Updated

While the United States and many European countries continue to oppose the anti-Israel boycott movement because it imposes a double-standard and harms peace efforts, the United Nations is set to engage in full-throated BDS by the end of this year.

BDS, or Boycott, Divestment and Sanctions, is a pressure-point campaign that seeks to impose conditions on the Jewish state outside of negotiations between the Palestine Liberation Organization and the Israeli government. Many of the BDS demands, including the “right of return” for all Palestinians everywhere, would mean the abolition of a Jewish state.

This week's first visit to Israel by Antonio Guterres as UN Secretary-General is a great opportunity for him to reverse the UN’s misguided singling out of Israel for punishment.

Many of the BDS demands, including the “right of return” for all Palestinians everywhere, would mean the abolition of a Jewish state.

Last week, The Washington Post reported that Jordanian Prince Zeid Ra’ad Al Hussein, the UN high commissioner for human rights, plans to publish a “blacklist” of U.S. and other companies operating in the disputed territories. The blacklist is UN-sanctioned BDS.

The West Bank, East Jerusalem, and the Golan Heights—the territories in dispute—are subject to the negotiating process between Israel and the Palestinian leadership. By attempting to blacklist Israel companies and U.S. companies like Caterpillar, TripAdvisor, Priceline.com, and Airbnb, the UN high commissioner is discouraging bilateral peace talks.

The UN’s unilateral move prompted a sharp rebuke from the U.S. ambassador to the world body, Nikki Haley, who said: “Blacklisting companies without even looking at their employment practices or their contributions to local empowerment, but rather based entirely on their location in areas of conflict, is contrary to the laws of international trade and to any reasonable definition of human rights. It is an attempt to provide an international stamp of approval to the anti-Semitic BDS movement. It must be rejected.”

To Haley’s credit, she called out the long-standing discriminatory targeting of the Jewish state by the UN Human Rights Council that originated the blacklist plan in March 2016.
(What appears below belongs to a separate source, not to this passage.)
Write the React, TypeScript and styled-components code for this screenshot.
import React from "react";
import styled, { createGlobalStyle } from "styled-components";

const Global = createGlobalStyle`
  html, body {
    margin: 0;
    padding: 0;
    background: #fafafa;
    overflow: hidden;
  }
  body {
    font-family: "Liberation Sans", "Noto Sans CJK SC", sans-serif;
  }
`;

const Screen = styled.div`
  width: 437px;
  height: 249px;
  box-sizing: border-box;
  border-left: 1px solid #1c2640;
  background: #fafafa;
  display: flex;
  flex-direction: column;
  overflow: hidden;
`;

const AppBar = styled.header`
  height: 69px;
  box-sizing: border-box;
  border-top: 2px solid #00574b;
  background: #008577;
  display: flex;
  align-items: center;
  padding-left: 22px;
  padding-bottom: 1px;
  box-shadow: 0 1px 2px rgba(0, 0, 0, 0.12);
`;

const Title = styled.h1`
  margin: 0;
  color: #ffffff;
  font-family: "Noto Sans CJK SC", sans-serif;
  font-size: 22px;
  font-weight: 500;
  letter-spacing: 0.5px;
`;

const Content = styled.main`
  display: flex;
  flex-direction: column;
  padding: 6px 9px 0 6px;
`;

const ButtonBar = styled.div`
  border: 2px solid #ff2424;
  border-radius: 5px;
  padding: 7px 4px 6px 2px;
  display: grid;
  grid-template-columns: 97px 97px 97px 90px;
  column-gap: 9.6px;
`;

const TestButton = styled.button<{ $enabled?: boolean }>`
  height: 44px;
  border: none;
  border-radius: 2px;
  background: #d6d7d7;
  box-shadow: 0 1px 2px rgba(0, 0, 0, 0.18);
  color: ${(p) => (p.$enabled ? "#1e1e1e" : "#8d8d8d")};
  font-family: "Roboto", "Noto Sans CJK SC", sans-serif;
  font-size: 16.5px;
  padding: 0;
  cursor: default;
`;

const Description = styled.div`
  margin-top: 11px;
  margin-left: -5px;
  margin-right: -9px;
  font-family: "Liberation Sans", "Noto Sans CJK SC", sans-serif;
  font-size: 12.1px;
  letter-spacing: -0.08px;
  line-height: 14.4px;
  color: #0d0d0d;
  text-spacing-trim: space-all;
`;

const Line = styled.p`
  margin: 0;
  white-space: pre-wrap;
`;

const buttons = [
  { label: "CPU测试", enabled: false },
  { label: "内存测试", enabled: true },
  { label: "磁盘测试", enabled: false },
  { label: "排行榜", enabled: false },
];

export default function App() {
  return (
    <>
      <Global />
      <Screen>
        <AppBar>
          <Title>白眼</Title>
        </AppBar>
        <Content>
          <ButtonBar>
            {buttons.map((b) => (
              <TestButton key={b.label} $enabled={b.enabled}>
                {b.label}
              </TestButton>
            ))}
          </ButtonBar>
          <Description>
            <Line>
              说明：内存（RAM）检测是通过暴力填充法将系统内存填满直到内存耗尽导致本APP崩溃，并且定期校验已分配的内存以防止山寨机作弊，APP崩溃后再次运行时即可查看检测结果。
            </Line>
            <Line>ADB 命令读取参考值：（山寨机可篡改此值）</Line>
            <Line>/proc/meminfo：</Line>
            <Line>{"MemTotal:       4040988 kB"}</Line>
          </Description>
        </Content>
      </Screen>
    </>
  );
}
Nearly half of the U.S. states and many Europeans governments—and financial institutions—have over the last two years recognized the dangers of BDS and its anti-Jewish nature. U.S. states have passed anti-BDS legislation that bar state business with companies that engage in boycotts of Israel.

Just last week, the city government in Frankfurt, Germany, passed an initiative to “ban any municipal funding or the renting of rooms for any activities of groups or individuals who support the antisemitic BDS movement. We also instructed our city-owned companies and called upon private landlords to act in the same way,” said the city’s Deputy Mayor Uwe Becker.

He went further and noted that: “The BDS movement does not only strongly resemble the ‘Don’t Buy from Jews’ argumentation of former times of the National Socialists, but the movement is built on the same toxic ground and it is poisoning the social climate in the same dangerous way.”

Scores of banks in France, Germany, Austria and Ireland have terminated accounts held by BDS organizations.

All of this helps to explain why the UNHRC’s BDS activity damages the conditions for peace.

What can the US and Europe do? The U.S. along with many European countries sit on the 47-member Human Rights Council. The UN’s economic warfare targeting Israel and companies that trade with it should prompt a counter-attack that includes the U.S. and morally-principled countries resigning from the UNHRC.

A joint announcement at a press conference by Haley with her counterparts, including the German and British ambassadors, warning of a mass resignation if the blacklist is implemented, would be a good first move. After all, many U.S. and EU companies will be directly affected by the counter-productive and discriminatory blacklist.

Put simply, the UNHRC should not be in the business of using the tools of economic warfare to bring about precisely the result it claims it wishes to avoid: a powerful setback to the Israel-Palestinian peace process.